Article 73 Winding-up by the court or other competent authority of the Member State where the SCE has its registered office
1. On an application by any person with a legitimate interest or any competent authority, the court or any competent administrative authority of the Member State where the SCE has its registered office shall order the SCE to be wound up where it finds that there has been a breach of Article 2(1) and/or Article 3(2) and in the cases covered by Article 34.
The court or the competent administrative authority may allow the SCE time to rectify the situation. If it fails to do so within the time allowed, the court or the competent administrative authority shall order it to be wound up.

2. When an SCE no longer complies with the requirement laid down in Article 6, the Member State in which the SCE's registered office is situated shall take appropriate measures to oblige the SCE to regularise its situation within a specified period either:
- by re-establishing its head office in the Member State in which its registered office is situated, or
- by transferring the registered office by means of the procedure laid down in Article 7.

3. The Member State in which the SCE's registered office is situated shall put in place the measures necessary to ensure that an SCE which fails to regularise its position in accordance with paragraph 2 is liquidated.

4. The Member State in which the SCE's registered office is situated shall seek judicial or other appropriate remedy with regard to any established infringement of Article 6. That remedy shall have suspensory effect on the procedures laid down in paragraphs 2 and 3.

5. Where it is established on the initiative of either the authorities or any interested party that an SCE has its head office within the territory of a Member State in breach of Article 6, the authorities of that Member State shall immediately inform the Member State in which the SCE's registered office is situated.

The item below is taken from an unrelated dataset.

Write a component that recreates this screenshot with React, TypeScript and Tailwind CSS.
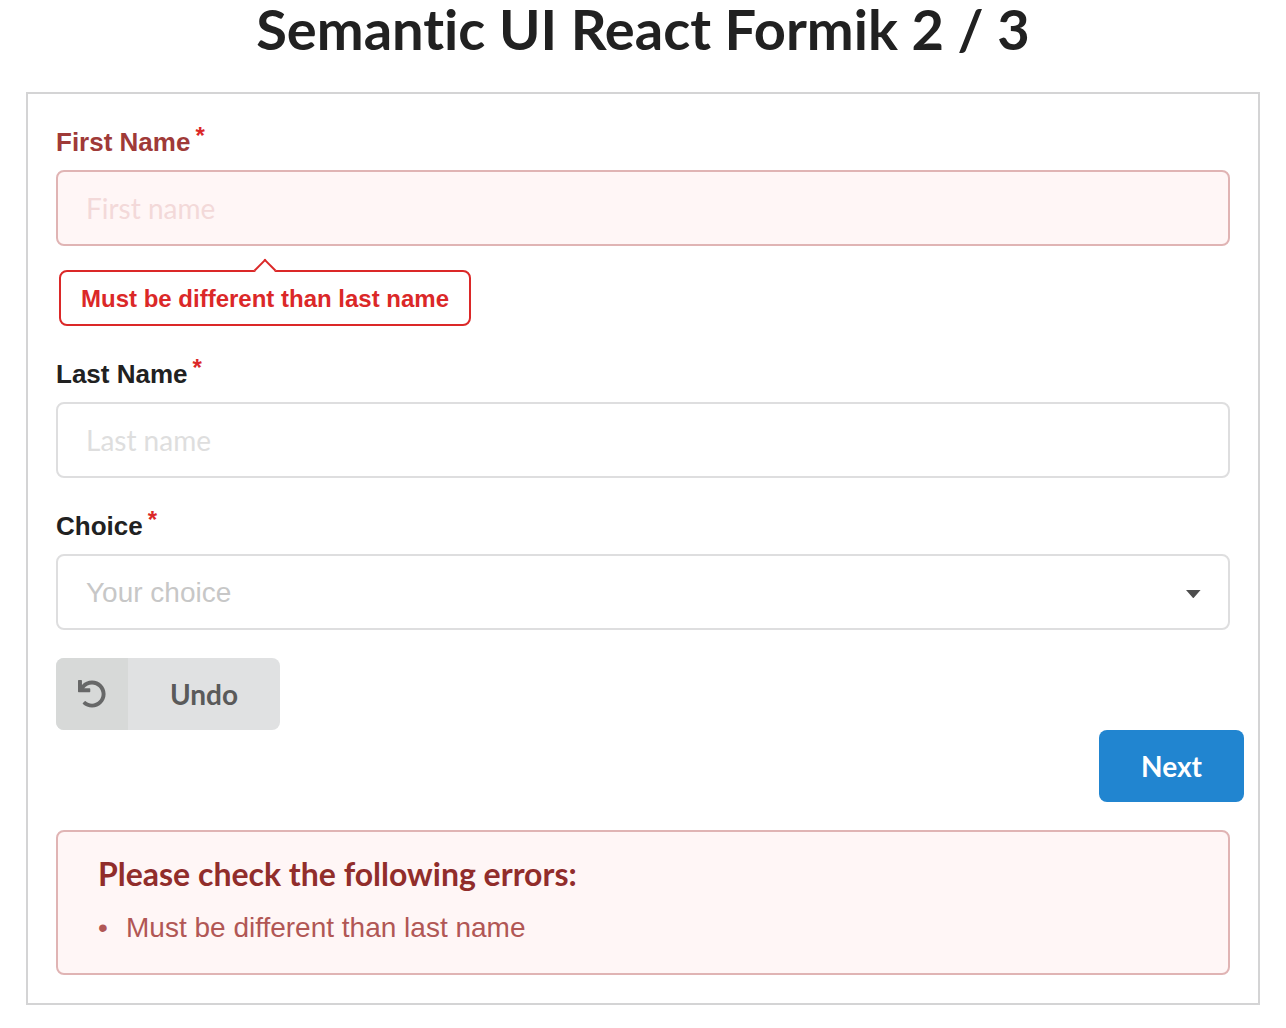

Article 74 Publication of winding-up
Without prejudice to provisions of national law requiring additional publication, the initiation and termination of winding-up including voluntary winding-up, liquidation, insolvency or suspension of payment procedures and any decision to continue operating shall be publicised in accordance with Article 12.

Article 75 Distribution
Net assets shall be distributed in accordance with the principle of disinterested distribution, or, where permitted by the law of the Member State in which the SCE has its registered office, in accordance with an alternative arrangement set out in the statutes of the SCE. For the purposes of this Article, net assets shall comprise residual assets after payment of all amounts due to creditors and reimbursement of members' capital contributions.

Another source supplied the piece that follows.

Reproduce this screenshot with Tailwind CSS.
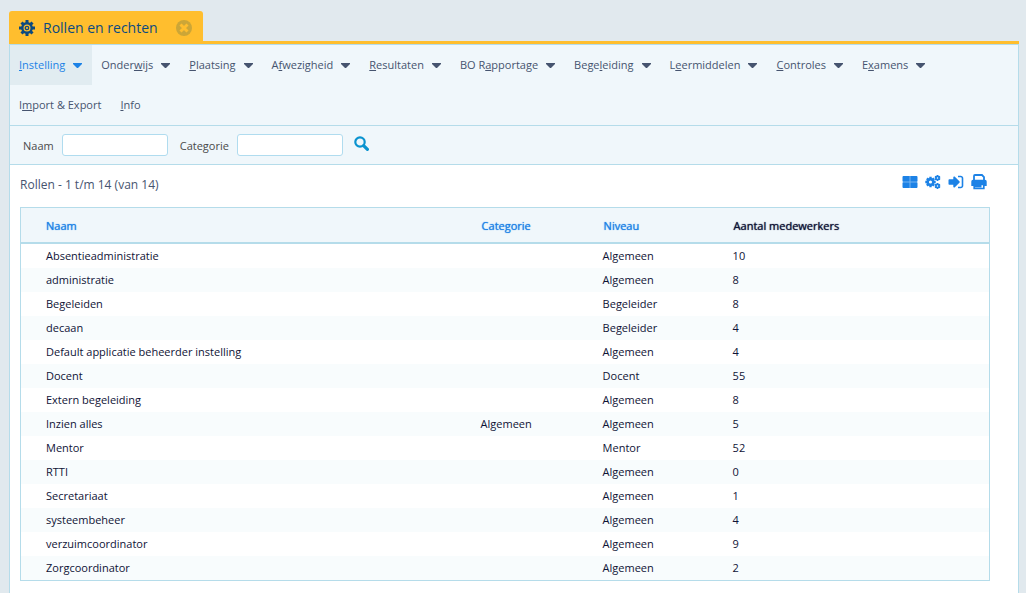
<!DOCTYPE html>
<html lang="nl">
<head>
    <meta charset="UTF-8">
    <meta name="viewport" content="width=device-width, initial-scale=1.0">
    <title>Rollen en rechten</title>
    <script src="https://cdn.jsdelivr.net/npm/@tailwindcss/browser@4"></script>
</head>
<body class="bg-[#e1e9ee] min-h-screen flex flex-col pt-[11px] pl-[9px] pr-[7px] font-['Open_Sans',sans-serif] text-[11px] leading-4 text-[#0f1336]">

    <!-- Tab -->
    <div class="flex border-b-3 border-[#ffbe2e]">
        <div class="flex items-center h-[30px] w-[194px] pl-[10px] pr-[11px] pt-[3px] rounded-t-[3px] bg-[#ffbe2e] text-[#0b4a80]">
            <svg class="size-4" viewBox="0 0 16 16" fill="none" stroke="currentColor">
                <g stroke-width="3">
                    <path d="M8 0v4M8 12v4M0 8h4M12 8h4"/>
                    <path d="M2.500 2.500l2.600 2.600M10.900 10.900l2.600 2.600M2.500 13.500l2.600-2.600M10.900 5.100l2.600-2.600"/>
                </g>
                <circle cx="8" cy="8" r="4.700" stroke-width="2.400"/>
                <circle cx="8" cy="8" r="1.700" stroke-width="1.300"/>
            </svg>
            <h1 class="ml-2 text-[14px] leading-5">Rollen en rechten</h1>
            <button class="ml-auto" aria-label="Tab sluiten">
                <svg class="size-4" viewBox="0 0 16 16">
                    <circle cx="8" cy="8" r="8" fill="#cca637"/>
                    <path d="M4.500 4.500l7 7M11.500 4.500l-7 7" stroke="#ffbe2e" stroke-width="3"/>
                </svg>
            </button>
        </div>
    </div>

    <main class="flex-1 border-x border-t border-[#b5dcea] bg-white">

        <!-- Menu -->
        <nav class="flex flex-wrap border-b border-[#b5dcea] bg-[#f0f7fb] text-[#46546f]" id="menu">
            <a href="#" class="flex items-center gap-2 h-10 pl-[9px] pr-[10px] bg-[#e1ecf1] text-[#1c82e6]"><span><u>I</u>nstelling</span><svg class="w-[9px] h-[5px]" viewBox="0 0 9 5" fill="currentColor"><path d="M0 0h9v1L5 5H4L0 1z"/></svg></a>
            <a href="#" class="flex items-center gap-2 h-10 pl-[9px] pr-[10px]"><span>Onder<u>w</u>ijs</span><svg class="w-[9px] h-[5px]" viewBox="0 0 9 5" fill="currentColor"><path d="M0 0h9v1L5 5H4L0 1z"/></svg></a>
            <a href="#" class="flex items-center gap-2 h-10 pl-[9px] pr-[10px]"><span><u>P</u>laatsing</span><svg class="w-[9px] h-[5px]" viewBox="0 0 9 5" fill="currentColor"><path d="M0 0h9v1L5 5H4L0 1z"/></svg></a>
            <a href="#" class="flex items-center gap-2 h-10 pl-[9px] pr-[10px]"><span>A<u>f</u>wezigheid</span><svg class="w-[9px] h-[5px]" viewBox="0 0 9 5" fill="currentColor"><path d="M0 0h9v1L5 5H4L0 1z"/></svg></a>
            <a href="#" class="flex items-center gap-2 h-10 pl-[9px] pr-[10px]"><span><u>R</u>esultaten</span><svg class="w-[9px] h-[5px]" viewBox="0 0 9 5" fill="currentColor"><path d="M0 0h9v1L5 5H4L0 1z"/></svg></a>
            <a href="#" class="flex items-center gap-2 h-10 pl-[9px] pr-[10px]"><span>BO R<u>a</u>pportage</span><svg class="w-[9px] h-[5px]" viewBox="0 0 9 5" fill="currentColor"><path d="M0 0h9v1L5 5H4L0 1z"/></svg></a>
            <a href="#" class="flex items-center gap-2 h-10 pl-[9px] pr-[10px]"><span>Bege<u>l</u>eiding</span><svg class="w-[9px] h-[5px]" viewBox="0 0 9 5" fill="currentColor"><path d="M0 0h9v1L5 5H4L0 1z"/></svg></a>
            <a href="#" class="flex items-center gap-2 h-10 pl-[9px] pr-[10px]"><span>L<u>e</u>ermiddelen</span><svg class="w-[9px] h-[5px]" viewBox="0 0 9 5" fill="currentColor"><path d="M0 0h9v1L5 5H4L0 1z"/></svg></a>
            <a href="#" class="flex items-center gap-2 h-10 pl-[9px] pr-[10px]"><span><u>C</u>ontroles</span><svg class="w-[9px] h-[5px]" viewBox="0 0 9 5" fill="currentColor"><path d="M0 0h9v1L5 5H4L0 1z"/></svg></a>
            <a href="#" class="flex items-center gap-2 h-10 pl-[9px] pr-[10px]"><span>E<u>x</u>amens</span><svg class="w-[9px] h-[5px]" viewBox="0 0 9 5" fill="currentColor"><path d="M0 0h9v1L5 5H4L0 1z"/></svg></a>
            <a href="#" class="flex items-center h-10 pl-[9px] pr-[10px]"><span>I<u>m</u>port &amp; Export</span></a>
            <a href="#" class="flex items-center h-10 pl-[9px] pr-[10px]"><span><u>I</u>nfo</span></a>
        </nav>

        <!-- Search -->
        <form class="flex items-center h-[39px] pl-[13px] border-b border-[#b5dcea] bg-[#f0f7fb] text-[#4a4a4a]">
            <label for="naam" class="pt-px">Naam</label>
            <input id="naam" type="text" class="ml-2 w-[106px] h-[22px] px-1 rounded-[3px] border border-[#b0dcef] bg-white">
            <label for="categorie" class="ml-3 pt-px">Categorie</label>
            <input id="categorie" type="text" class="ml-2 w-[106px] h-[22px] px-1 rounded-[3px] border border-[#b0dcef] bg-white">
            <button class="ml-[11px] pb-1" aria-label="Zoeken">
                <svg class="size-[15px]" viewBox="0 0 15 15" fill="none" stroke="#0a93cf">
                    <circle cx="6" cy="6" r="4.700" stroke-width="2.200"/>
                    <path d="M9.600 9.600l3.800 3.800" stroke-width="3.200" stroke-linecap="round"/>
                </svg>
            </button>
        </form>

        <section class="pl-[10px] pr-7">
            <div class="flex items-center justify-between h-[42px] pr-[3px]">
                <h2 class="pb-[3px] text-[12px] text-[#46546f]">Rollen - 1 t/m 14 (van 14)</h2>
                <div class="flex gap-[7px] pb-2 text-[#1c82e6]">
                    <button aria-label="Tegels">
                        <svg class="size-4" viewBox="0 0 16 16">
                            <rect x="1" y="2" width="14" height="12" fill="currentColor" opacity=".6"/>
                            <path d="M1.500 2H7.500V7.500H.5V3a1 1 0 0 1 1-1zM8.500 2h6a1 1 0 0 1 1 1v4.500h-7zM.5 8.500h7V14h-6a1 1 0 0 1-1-1zM8.500 8.500h7V13a1 1 0 0 1-1 1h-6z" fill="currentColor"/>
                        </svg>
                    </button>
                    <button aria-label="Instellingen">
                        <svg class="size-4" viewBox="0 0 16 16" fill="none" stroke="currentColor">
                            <path d="M5.500 2.800v10.400M.3 8h10.400M1.900 4.400l7.200 7.200M9.100 4.400l-7.200 7.200" stroke-width="2.400"/>
                            <circle cx="5.500" cy="8" r="2.800" fill="#fff" stroke-width="2.500"/>
                            <path d="M12.500 1v6M9.900 2.500l5.200 3M15.100 2.500l-5.200 3M12.500 9v6M9.900 10.500l5.200 3M15.100 10.500l-5.200 3" stroke-width="1.700"/>
                            <circle cx="12.500" cy="4" r="1.600" fill="#fff" stroke-width="1.700"/>
                            <circle cx="12.500" cy="12" r="1.600" fill="#fff" stroke-width="1.700"/>
                        </svg>
                    </button>
                    <button aria-label="Exporteren">
                        <svg class="size-4" viewBox="0 0 16 16" fill="currentColor">
                            <path d="M1.300 5.300H5.300V3.200c0-.7.700-1.100 1.300-.6l5 4.800c.3.300.3.800 0 1.200l-5 4.800c-.6.500-1.300.1-1.300-.6V10.700H1.300a.8.800 0 0 1-.8-.8V6.100c0-.5.400-.8.800-.8z"/>
                            <path d="M10 2.500h2.700a1.800 1.800 0 0 1 1.800 1.800v7.400a1.800 1.800 0 0 1-1.800 1.800H10" fill="none" stroke="currentColor" stroke-width="1.600"/>
                        </svg>
                    </button>
                    <button aria-label="Afdrukken">
                        <svg class="size-4" viewBox="0 0 16 16">
                            <path d="M3 7V2a1 1 0 0 1 1-1h7l2 2v4" fill="none" stroke="currentColor" stroke-width="1.800"/>
                            <path d="M2 5.800h12a1.700 1.700 0 0 1 1.700 1.700V12H.3V7.500A1.700 1.700 0 0 1 2 5.800z" fill="currentColor"/>
                            <path d="M3.200 10.300h9.600v4.200H3.200z" fill="#fff" stroke="currentColor" stroke-width="1.700"/>
                            <path d="M4 10.500h6.500v3H4z" fill="currentColor"/>
                        </svg>
                    </button>
                </div>
            </div>

            <table class="w-full table-fixed border-separate border-spacing-0 border border-[#b5dcea] text-left">
                <thead class="bg-[#f0f7fb]">
                    <tr class="h-9 *:border-b-2 *:border-[#b5dcea] *:pt-[2px] *:pl-[25px] *:font-medium *:text-shadow-[0_0_1px_currentColor]">
                        <th class="w-[45%]"><a href="#" class="text-[#1c82e6] text-shadow-[0_0_1px_currentColor]">Naam</a></th>
                        <th class="w-[122px]"><a href="#" class="text-[#1c82e6] text-shadow-[0_0_1px_currentColor]">Categorie</a></th>
                        <th class="w-[130px]"><a href="#" class="text-[#1c82e6] text-shadow-[0_0_1px_currentColor]">Niveau</a></th>
                        <th>Aantal medewerkers</th>
                    </tr>
                </thead>
                <tbody id="rollen"></tbody>
            </table>
        </section>
    </main>

    <script>
        const rollen = [
            ["Absentieadministratie", "", "Algemeen", 10],
            ["administratie", "", "Algemeen", 8],
            ["Begeleiden", "", "Begeleider", 8],
            ["decaan", "", "Begeleider", 4],
            ["Default applicatie beheerder instelling", "", "Algemeen", 4],
            ["Docent", "", "Docent", 55],
            ["Extern begeleiding", "", "Algemeen", 8],
            ["Inzien alles", "Algemeen", "Algemeen", 5],
            ["Mentor", "", "Mentor", 52],
            ["RTTI", "", "Algemeen", 0],
            ["Secretariaat", "", "Algemeen", 1],
            ["systeembeheer", "", "Algemeen", 4],
            ["verzuimcoordinator", "", "Algemeen", 9],
            ["Zorgcoordinator", "", "Algemeen", 2]
        ];
        const body = document.getElementById("rollen");

        rollen.forEach((rol) => {
            const row = document.createElement("tr");
            row.className = "h-6 even:bg-[#f8fcfd]";
            rol.forEach((value) => {
                const cell = document.createElement("td");
                cell.className = "pl-6 first:pl-[25px]";
                cell.textContent = value;
                row.appendChild(cell);
            });
            body.appendChild(row);
        });
    </script>

</body>
</html>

Article 76 Conversion into a cooperative
1. An SCE may be converted into a cooperative governed by the law of the Member State in which its registered office is situated. No decision on conversion may be taken before two years have elapsed since its registration or before the first two sets of annual accounts have been approved.
2. The conversion of an SCE into a cooperative shall not result in winding-up or in the creation of a new legal person.
3. The management or administrative organ of the SCE shall draw up draft terms of conversion and a report explaining and justifying the legal and economic aspects as well as the employment effects of the conversion and indicating the implications of the adoption of the cooperative form for members and holders of shares referred to in Article 14 and for employees.
4. The draft terms of conversion shall be made public in the manner laid down in each Member State's law at least one month before the general meeting called to decide on conversion.
5. Before the general meeting referred to in paragraph 6, one or more independent experts appointed or approved, in accordance with the national provisions, by a judicial or administrative authority in the Member State to which the SCE being converted into a cooperative is subject, shall certify that the latter has assets at least equivalent to its capital.
6. The general meeting of the SCE shall approve the draft terms of conversion together with the statutes of the cooperative. The decision of the general meeting shall be passed as laid down in the provisions of national law.